The Lilly Endowment has donated $250,000 to establish the fund and challenged the diocese to match that figure by the end of the year.

Lessons learned

Hickman says the diocese believe the experience of the three congregations in the pilot program will “help the diocese create more transformative programming that supports sustainability, vitality and innovation in our congregations.”

Some lessons have already become apparent. “It was kind of an aha moment when all three of our pilot parish rectors said the program has really been empowering for their lay leaders, that lay leaders have really stepped up and taken some burden off of them allowing them to do other important things in the congregations,” she says. “It has begun to expand the concept of servant ministry.”

The Lilly Endowment has invited the diocese to apply for a renewal of the grant, and the diocese expects to have news on its application by the end of the year.
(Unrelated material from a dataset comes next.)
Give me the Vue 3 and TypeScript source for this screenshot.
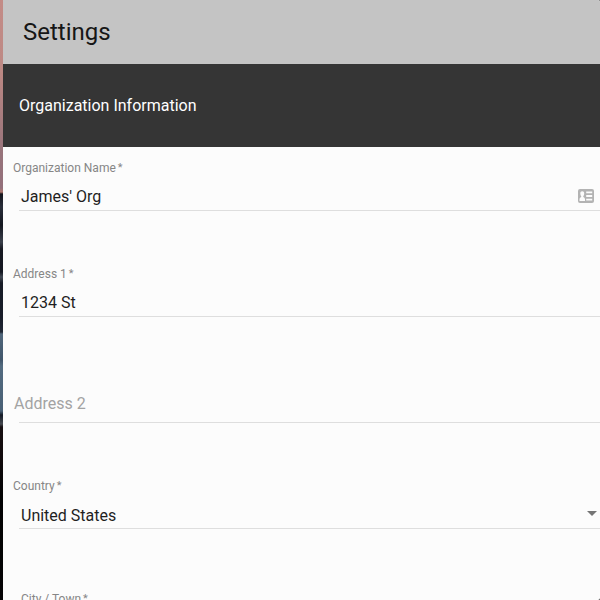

Compensation for a “Pathways Clergy” member is included in the budget that will be voted on at the diocesan convention on November 16-17. If the diocese receives the grant, three new parishes would go through the pilot program

“I also think there is some risks involved in this work,” Hickman says. “And what we’ve learned is that we have to make it safe work. What we tried to do is create a sense of, ‘Hey, we are in this together. This is a cohort and we are learning from each other’s differences.”

Pathways to Vitality will offer two workshops at diocesan convention. At 10:45 a. m. on Friday, November 16, Hickman and Lemler will discuss how skill-based financial literacy can be grounded in the Bible, prayer and conversation to help transform congregations.  

At 9 a. m. on Saturday, November 17, Hickman and Hougland will moderate a panel of pilot program participants discussing the lessons they learned.